When you open a web page in a browser, it‘s quite possible that 10 to 100 more connections are opened (to various trackers and ad servers, by the way) and delaying each connection only by a few milliseconds would degrade perceived performance. This is of course a red rag for Apple. They want to be the best and fastest and browser benchmarks are a common way to compare systems. That‘s the most relevant operation for most users, after all.

I feel that bringing up browser benchmarks is a red herring that doesn't help the argument at all. Every browser on the Mac is affected equally by a network extension like Little Snitch; it makes no difference whether you use Safari, Google Chrome, or Firefox. Perhaps Objective Development is referring to Mac vs. Windows comparisons, but that's still a red herring and makes little sense, because benchmarks would not typically be taken with a network filter extension installed. Little Snitch is not a built-in macOS component but rather an optional third-party app, used by only a small minority of Mac users. This small minority tends to care deeply about their privacy, which is why they spent the money to purchase Little Snitch.

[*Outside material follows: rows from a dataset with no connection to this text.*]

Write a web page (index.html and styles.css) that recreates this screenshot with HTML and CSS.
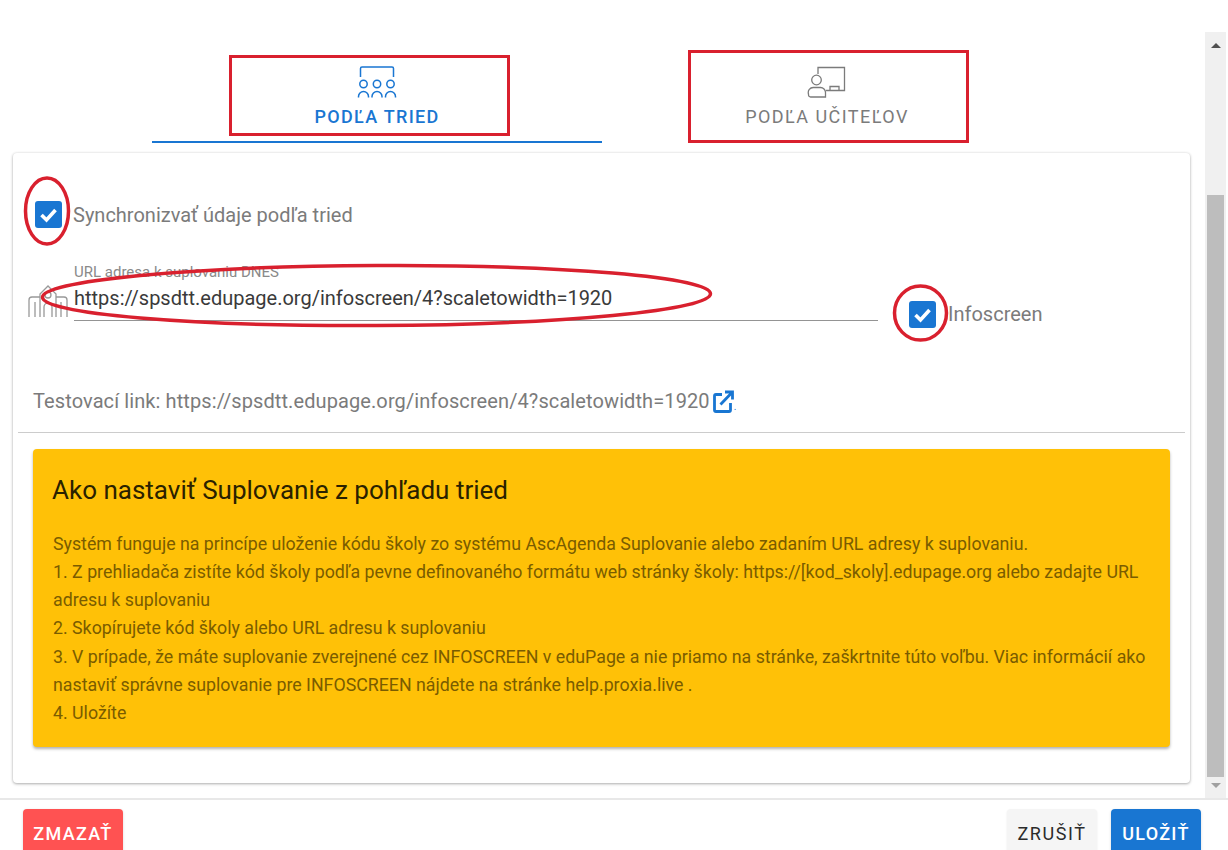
FILE: index.html
```html
<!DOCTYPE html>
<html lang="sk">
<head>
<meta charset="utf-8">
<title>Suplovanie</title>
<link rel="stylesheet" href="styles.css">
</head>
<body>
<div class="app">
  <div class="body">
    <main class="content">
      <div class="tabs">
        <div class="tab tab-active">
          <svg class="tab-icon" width="40" height="32" viewBox="0 0 40 32" fill="none" stroke="currentColor" stroke-width="1.500">
            <path d="M3.500 11V2.500a1.500 1.500 0 0 1 1.500-1.500h30a1.500 1.500 0 0 1 1.500 1.500V11"/>
            <circle cx="6.500" cy="18" r="3.700"/><circle cx="20" cy="18" r="3.700"/><circle cx="33.500" cy="18" r="3.700"/>
            <path d="M1.500 31.500v-1a5 5 0 0 1 10 0v1M15 31.500v-1a5 5 0 0 1 10 0v1M28.500 31.500v-1a5 5 0 0 1 10 0v1"/>
          </svg>
          <span>PODĽA TRIED</span>
        </div>
        <div class="tab tab-idle">
          <svg class="tab-icon" width="40" height="32" viewBox="0 0 40 32" fill="none" stroke="currentColor" stroke-width="1.300">
            <path d="M11 8V1.500h26.500v23H19"/>
            <path d="M23 24v-3.500h9V24"/>
            <circle cx="9.500" cy="14" r="4.800"/>
            <path d="M1.500 28a5 5 0 0 1 5-6.500h7a5 5 0 0 1 5 5V31h-15a2 2 0 0 1-2-2z"/>
          </svg>
          <span>PODĽA UČITEĽOV</span>
        </div>
      </div>
      <section class="card">
        <div class="check-row check-top">
          <svg class="check" viewBox="0 0 27 27"><rect width="27" height="27" rx="3"/><path d="M6.500 14l5 5 9-10"/></svg>
          <span class="check-label">Synchronizvať údaje podľa tried</span>
        </div>
        <div class="field-row">
          <svg class="field-icon" width="40" height="34" viewBox="0 0 40 34" fill="none" stroke="#999" stroke-width="1.300">
            <path d="M1 33V16a3 3 0 0 1 3-3h8M7 33V18M33 33V18M39 33V16a3 3 0 0 0-3-3h-8"/>
            <path d="M12 33V10l8-8 8 8v23M16 33V23a4 4 0 0 1 8 0v10"/>
            <circle cx="20" cy="11" r="3"/>
          </svg>
          <div class="field">
            <label class="field-label">URL adresa k suplovaniu DNES</label>
            <div class="field-value">https://spsdtt.edupage.org/infoscreen/4?scaletowidth=1920</div>
          </div>
          <div class="check-row check-info">
            <svg class="check" viewBox="0 0 27 27"><rect width="27" height="27" rx="3"/><path d="M6.500 14l5 5 9-10"/></svg>
            <span class="check-label">Infoscreen</span>
          </div>
        </div>
        <div class="test-link">
          <span>Testovací link: https://spsdtt.edupage.org/infoscreen/4?scaletowidth=1920</span>
          <svg class="link-icon" width="21" height="23" viewBox="0 0 21 23" fill="none" stroke="#1976d2" stroke-width="2.800">
            <path d="M9 4.500H3a1.500 1.500 0 0 0-1.500 1.500v14A1.500 1.500 0 0 0 3 21.500h13a1.500 1.500 0 0 0 1.500-1.500v-7"/>
            <path d="M7.500 14.500L18.500 3M12 2h7.500v7.500"/>
          </svg>
          <span class="dot">.</span>
        </div>
        <hr class="divider">
        <div class="alert">
          <h2 class="alert-title">Ako nastaviť Suplovanie z pohľadu tried</h2>
          <p class="alert-text">Systém funguje na princípe uloženie kódu školy zo systému AscAgenda Suplovanie alebo zadaním URL adresy k suplovaniu.<br>
          1. Z prehliadača zistíte kód školy podľa pevne definovaného formátu web stránky školy: https://[kod_skoly].edupage.org alebo zadajte URL adresu k suplovaniu<br>
          2. Skopírujete kód školy alebo URL adresu k suplovaniu<br>
          3. V prípade, že máte suplovanie zverejnené cez INFOSCREEN v eduPage a nie priamo na stránke, zaškrtnite túto voľbu. Viac informácií ako nastaviť správne suplovanie pre INFOSCREEN nájdete na stránke help.proxia.live .<br>
          4. Uložíte</p>
        </div>
      </section>
    </main>
    <div class="scrollbar">
      <span class="arrow arrow-up"></span>
      <span class="thumb"></span>
      <span class="arrow arrow-down"></span>
    </div>
  </div>
  <footer class="footer">
    <button class="btn btn-red">ZMAZAŤ</button>
    <span class="footer-space"></span>
    <button class="btn btn-light">ZRUŠIŤ</button>
    <button class="btn btn-blue">ULOŽIŤ</button>
  </footer>
</div>
<svg class="marks" width="1228" height="850" viewBox="0 0 1228 850" fill="none" stroke="#d9202e" stroke-width="3">
  <rect x="230.500" y="56.500" width="278" height="78"/>
  <rect x="689.500" y="51.500" width="278" height="90"/>
  <ellipse class="mark-oval" cx="47" cy="211" rx="21.500" ry="33"/>
  <ellipse class="mark-oval" cx="376.500" cy="295.500" rx="334" ry="30" transform="rotate(-0.300 376 295)"/>
  <ellipse class="mark-oval" cx="920.500" cy="313" rx="26" ry="27"/>
</svg>
</body>
</html>
```
FILE: styles.css
```css
* { box-sizing: border-box; }
html, body { margin: 0; height: 850px; overflow: hidden; background: #fff; }
body { font-family: Roboto, "Liberation Sans", sans-serif; position: relative; }
.app { height: 850px; display: flex; flex-direction: column; padding-top: 32px; }
.body { display: flex; height: 766px; flex: none; padding-right: 2px; }
.content { flex: 1; min-width: 0; overflow: hidden; }
.tabs { display: flex; margin: 0 0 10px 152px; }
.tab { width: 450px; height: 111px; display: flex; flex-direction: column; align-items: center; padding-top: 34px; font-size: 18px; }
.tab-active { color: #1976d2; font-weight: 500; letter-spacing: 1.300px; border-bottom: 2px solid #1976d2; }
.tab-idle { color: #7b7b7b; letter-spacing: 1.450px; }
.tab-icon { display: block; margin-bottom: 8px; }
.tab-active .tab-icon { margin-left: -1px; }
.card { margin-left: 13px; width: 1177px; height: 630px; background: #fff; border-radius: 4px; box-shadow: 0 1px 3px rgba(0,0,0,.3), 0 0 3px rgba(0,0,0,.08); padding: 0 5px; }
.check-row { display: flex; align-items: center; }
.check { width: 27px; height: 27px; flex: none; }
.check rect { fill: #1976d2; }
.check path { fill: none; stroke: #fff; stroke-width: 3.600; }
.check-label { color: #7b7b7b; font-size: 20px; margin-left: 11px; }
.check-top { padding: 48px 0 0 17px; height: 75px; }
.field-row { display: flex; margin-top: 36px; height: 74px; }
.field-icon { margin: 20px 0 0 10px; flex: none; }
.field { width: 804px; margin-left: 6px; height: 57px; border-bottom: 1px solid #949494; }
.field-label { display: block; font-size: 15px; color: #8a8a8a; line-height: 16px; margin-top: 0; }
.field-value { font-size: 20px; color: #3a3a3a; line-height: 26px; margin-top: 5px; }
.check-info { margin-left: 31px; padding-top: 18px; align-self: flex-start; height: 82px; }
.check-info .check-label { margin-left: 12px; }
.test-link { display: flex; align-items: center; margin-top: 48px; padding-left: 15px; height: 30px; color: #7b7b7b; font-size: 20px; letter-spacing: .1px; }
.link-icon { margin-left: 3px; flex: none; }
.dot { font-size: 10px; color: #1976d2; align-self: flex-end; margin-bottom: 4px; }
.divider { margin: 16px 0; border: 0; border-top: 1px solid #ccc; }
.alert { margin: 0 15px; height: 298px; background: #ffc107; border-radius: 4px; box-shadow: 0 2px 3px rgba(0,0,0,.3); padding: 24px 19px; }
.alert-title { margin: 0; font-size: 26px; font-weight: 400; line-height: 34px; color: #2a2100; }
.alert-text { margin: 23px 0 0 1px; font-size: 17.770px; line-height: 28.150px; color: #7a5c00; }
.scrollbar { width: 21px; flex: none; background: #f0f0f0; display: flex; flex-direction: column; align-items: center; padding-top: 11px; }
.arrow { width: 0; height: 0; border-left: 5px solid transparent; border-right: 5px solid transparent; flex: none; }
.arrow-up { border-bottom: 5px solid #505050; }
.thumb { width: 17px; height: 582px; background: #bdbdbd; margin-top: 147px; flex: none; }
.arrow-down { border-top: 5px solid #a0a0a0; margin-top: 6px; }
.footer { flex: none; height: 52px; border-top: 2px solid #e8e8e8; display: flex; padding: 9px 27px 0 23px; gap: 14px; overflow: hidden; }
.footer-space { flex: 1; }
.btn { width: 100px; height: 46px; flex: none; border: 0; border-radius: 4px; font-family: inherit; font-size: 18px; font-weight: 500; letter-spacing: 1.300px; padding: 2px 0 0; }
.btn-red { background: #ff5252; color: #fff; box-shadow: 0 1px 3px rgba(0,0,0,.15); }
.btn-light { background: #f5f5f5; color: #2b2b2b; width: 90px; font-weight: 400; letter-spacing: 1.600px; box-shadow: 0 1px 2px rgba(0,0,0,.1); }
.btn-blue { background: #1976d2; color: #fff; width: 90px; box-shadow: 0 1px 3px rgba(0,0,0,.15); }
.marks { position: absolute; left: 0; top: 0; pointer-events: none; }
.mark-oval { stroke-width: 3.500; }
```
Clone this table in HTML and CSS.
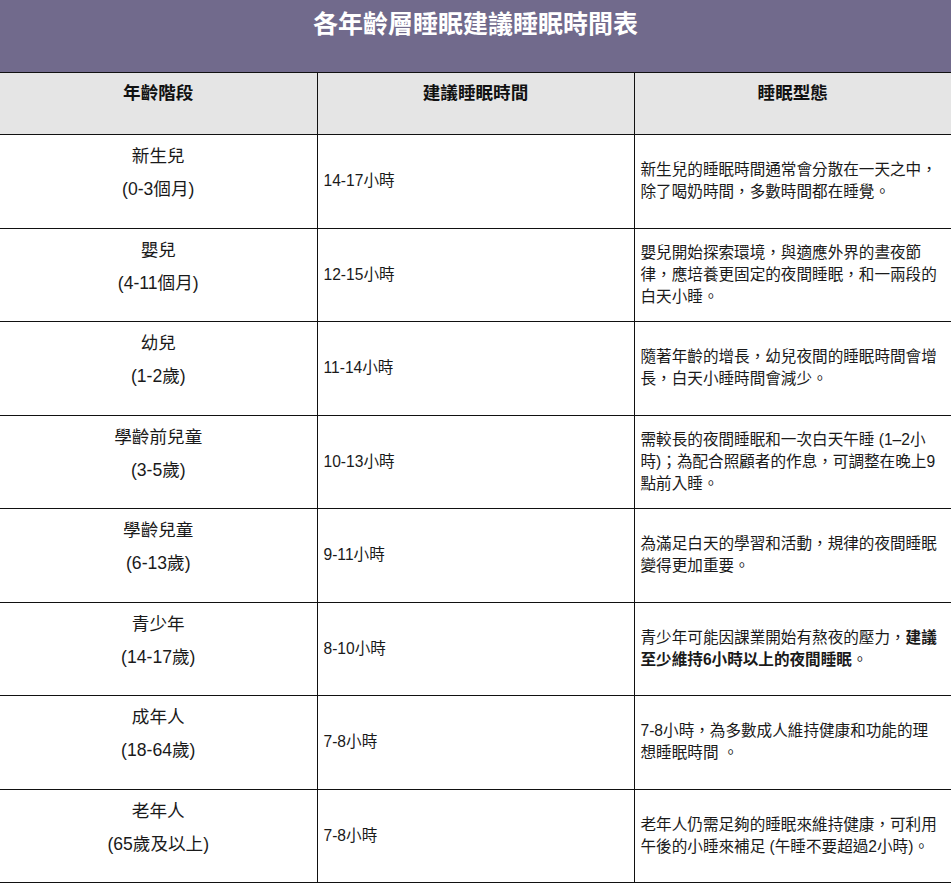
FILE: index.html
```html
<!DOCTYPE html>
<html lang="zh-Hant">
<head>
<meta charset="utf-8">
<title>各年齡層睡眠建議睡眠時間表</title>
<link rel="stylesheet" href="styles.css">
</head>
<body>
<table class="sleep-table">
  <colgroup>
    <col class="c1"><col class="c2"><col class="c3">
  </colgroup>
  <thead>
    <tr class="title-row">
      <th colspan="3" class="title">各年齡層睡眠建議睡眠時間表</th>
    </tr>
    <tr class="head-row">
      <th>年齡階段</th>
      <th>建議睡眠時間</th>
      <th>睡眠型態</th>
    </tr>
  </thead>
  <tbody>
    <tr>
      <td class="age">新生兒<br>(0-3個月)</td>
      <td class="hours">14-17小時</td>
      <td class="desc">新生兒的睡眠時間通常會分散在一天之中，除了喝奶時間，多數時間都在睡覺。</td>
    </tr>
    <tr>
      <td class="age">嬰兒<br>(4-11個月)</td>
      <td class="hours">12-15小時</td>
      <td class="desc">嬰兒開始探索環境，與適應外界的晝夜節律，應培養更固定的夜間睡眠，和一兩段的白天小睡。</td>
    </tr>
    <tr>
      <td class="age">幼兒<br>(1-2歲)</td>
      <td class="hours">11-14小時</td>
      <td class="desc">隨著年齡的增長，幼兒夜間的睡眠時間會增長，白天小睡時間會減少。</td>
    </tr>
    <tr>
      <td class="age">學齡前兒童<br>(3-5歲)</td>
      <td class="hours">10-13小時</td>
      <td class="desc">需較長的夜間睡眠和一次白天午睡 (1–2小時)；為配合照顧者的作息，可調整在晚上9點前入睡。</td>
    </tr>
    <tr>
      <td class="age">學齡兒童<br>(6-13歲)</td>
      <td class="hours">9-11小時</td>
      <td class="desc">為滿足白天的學習和活動，規律的夜間睡眠變得更加重要。</td>
    </tr>
    <tr>
      <td class="age">青少年<br>(14-17歲)</td>
      <td class="hours">8-10小時</td>
      <td class="desc">青少年可能因課業開始有熬夜的壓力，<strong>建議</strong><strong>至少維持6小時以上的夜間睡眠</strong>。</td>
    </tr>
    <tr>
      <td class="age">成年人<br>(18-64歲)</td>
      <td class="hours">7-8小時</td>
      <td class="desc">7-8小時，為多數成人維持健康和功能的理想睡眠時間 。</td>
    </tr>
    <tr>
      <td class="age">老年人<br>(65歲及以上)</td>
      <td class="hours">7-8小時</td>
      <td class="desc">老年人仍需足夠的睡眠來維持健康，可利用午後的小睡來補足 (午睡不要超過2小時)。</td>
    </tr>
  </tbody>
</table>
</body>
</html>
```
FILE: styles.css
```css
html, body {
  margin: 0;
  padding: 0;
  background: #ffffff;
}
body {
  font-family: "Liberation Sans", "Noto Sans CJK TC", sans-serif;
  color: #1a1a1a;
  overflow: hidden;
}
.sleep-table {
  width: 951px;
  border-collapse: collapse;
  table-layout: fixed;
}
.c1 { width: 317px; }
.c2 { width: 317px; }
.c3 { width: 317px; }

.sleep-table th,
.sleep-table td {
  border: 1px solid #111111;
}
.sleep-table tr > :first-child { border-left: none; }
.sleep-table tr > :last-child { border-right: none; }

.title {
  background: #716a8c;
  color: #ffffff;
  font-size: 25px;
  font-weight: bold;
  line-height: 36px;
  padding: 6px 0 30px;
  text-align: center;
  border-top: none !important;
}
.head-row th {
  background: #e5e5e5;
  font-size: 17.6px;
  font-weight: bold;
  line-height: 24px;
  padding: 8px 6px 29px;
  text-align: center;
  vertical-align: top;
  color: #111111;
}
.age {
  font-size: 17.6px;
  line-height: 33px;
  text-align: center;
  vertical-align: top;
  padding: 5px 6px 21.5px;
}
.hours {
  font-size: 15.6px;
  line-height: 22px;
  padding: 0 6px;
  vertical-align: middle;
}
.desc {
  font-size: 15.6px;
  line-height: 22px;
  padding: 0 8px 0 6px;
  vertical-align: middle;
}
.desc strong {
  font-weight: bold;
  line-height: 22px;
}
```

I'm not persuaded that performance over privacy is a good tradeoff for network extension users. And we don't even get the choice. Apple is imposing its decision on everyone, with no options. And speaking of performance, do you know what else can degrade it? iCloud Private Relay! Apple essentially admits this while trying to dance around the fact:

Private Relay uses a single, secure connection to maintain privacy and performance. This design may impact how throughput is reflected in network speed tests that typically open several simultaneous connections to deliver the highest possible result. While some speed test measurements may appear lower when Private Relay is enabled, your actual browsing experience remains fast and private.

Additional latency may be the price of protecting your privacy, and that's a price I'm willing to pay. Moreover, network latency due to the distance between client and server, especially for intercontinental connections, may dwarf whatever local process latency exists between kernel and network extension. Although I do wonder whether Apple's design here is inherently flawed. Why is the kernel waiting on user space?

Compare network content filter extensions with Safari content blocking extensions. With the latter (my own StopTheFonts is an example), the content blocking extension declares a set of static blocking rules, and then Safari itself does all of the work of applying the rules, in Safari's own process space; the extension process doesn't even need to be running at the time. Whenever the user changes the content blocking rules in the app, the app simply tells Safari to reload the rules. Safari is never waiting on the content blocking extension to provide a verdict on individual URL loads.

It seems to me that Apple could do network content filter extensions the same way. Why couldn't Little Snitch provide its rules to the kernel in advance and let the kernel itself do all of the filtering, without having to switch contexts? Of course, when there's an "Ask for Connections" rule, the kernel would have to call out to user space, but in that case there's no reason for the kernel to optimize by starting the TCP 3-way handshake, because presenting a dialog to the user and waiting for a manual response already introduces a huge, potentially unbounded amount of latency. (For those not familiar with Little Snitch, it has 3 types of rule: "Allow Connections", "Deny Connections", and "Ask for Connections".) A design analogous to Safari content blocking extensions would seem to mitigate some of the latency that Objective Development mentioned, without sacrificing privacy. Even in those cases where deep packet inspection is required to associate the IP address with a URL host, that work could also be performed directly by the kernel instead of the user space process.

One of the questions I raised in my blog posts was not answered by Objective Development: why does Little Snitch leak your IP address on every TCP connection attempt, when LuLu and my own sample network filter extension do not? Describing the implementation of the earlier version 4 of Little Snitch, which was based on their own kernel extension, Objective Development explains why the TCP 3-way handshake was allowed in some limited circumstances:

This procedure (a lightweight version of Deep Packet Inspection) was only needed if there were multiple names known to resolve to the given IP address.

The necessity of deep packet inspection in some cases doesn't explain the current behavior of Little Snitch 5, which allows the 3-way handshake in all cases. And regardless, I would like the option, as a user, to enable or disable this behavior, so that I can control my own privacy level. I don't want Apple or Objective Development deciding that for me.